Wenn wir heute auf jene Zeiten zurückblicken, muss ich sagen, dass sich die Sieger in der Zeit unmittelbar nach dem Krieg dem Leben und der Unterschiedlichkeit in dieser Gegend gegenüber hart- und engherzig gezeigt haben. Das Kulturzentrum ist ein dauerhaftes Mahnmal für jene schwere Zeiten. Zurück, in die Zeit davor, führt kein Weg.

Der heutige Tag spricht allerdings von unserem gemeinsamen Willen, aus der Vergangenheit auszutreten, sie als bittere Erfahrung zu verstehen und sich zu bemühen, dass in diese Gegend für immer gegenseitiges Verstehen und Toleranz einziehen. Ich bin überzeugt, dass euer Haus ein Ort sein wird, den künftige Generationen der in der Welt verstreuten Gottscheer Altsiedler mit Hochachtung besuchen werden, um die Wurzeln des Schicksals kennen zu lernen, das ihren Vorfahren geschehen ist. Ich bin aber auch überzeugt, dass euer Haus ein Mahnmal einer Zeit sein wird, die niemand mehr wiederholen darf. Der slowenische Staat - davon bin ich fest überzeugt - wird auch in Zukunft ein offener und freier Raum für alle vielfältigen Kulturen und menschlichen Ausrichtungen sein, mit der gebührenden Achtung für die Tradition, die auf dem langen geschichtlichen Weg aller Menschen unseres Nationalterritoriums die zwischenmenschliche Zusammenarbeit und Achtung begründet hat, ungeachtet der kulturellen, ethnischen und geistigen Zugehörigkeit von Einzelpresonen und Gruppen.
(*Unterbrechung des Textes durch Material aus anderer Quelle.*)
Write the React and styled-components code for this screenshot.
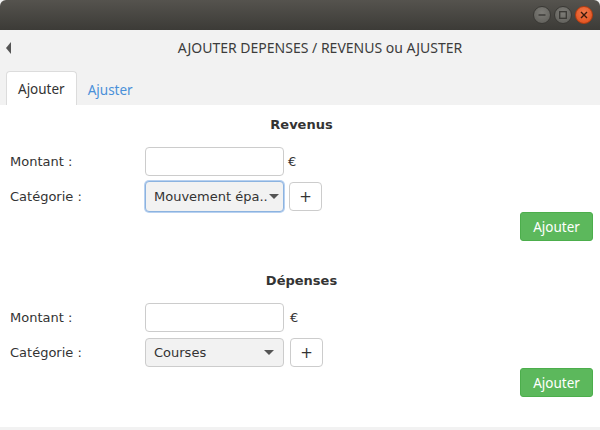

Ich wünsche, dass dieses Kulturzentrum zum kulturellen Brennpunkt und einer Begegnungsstätte in diesem schönen Tal unter dem Gottscheer Hornwald wird. Slowenien ist eine national identifizierbare Republik ihrer Bürger und wird es bleiben, eine Republik, welche die Unterschiedlichkeit achtet und schützt und in welcher Bürgerrechte nicht an die nationale Zugehörigkeit der Bürger und ihre Zahl gebunden sind. Ich lade alle ein, dass wir alle auch in Zukunft für ein solches Slowenien eintreten.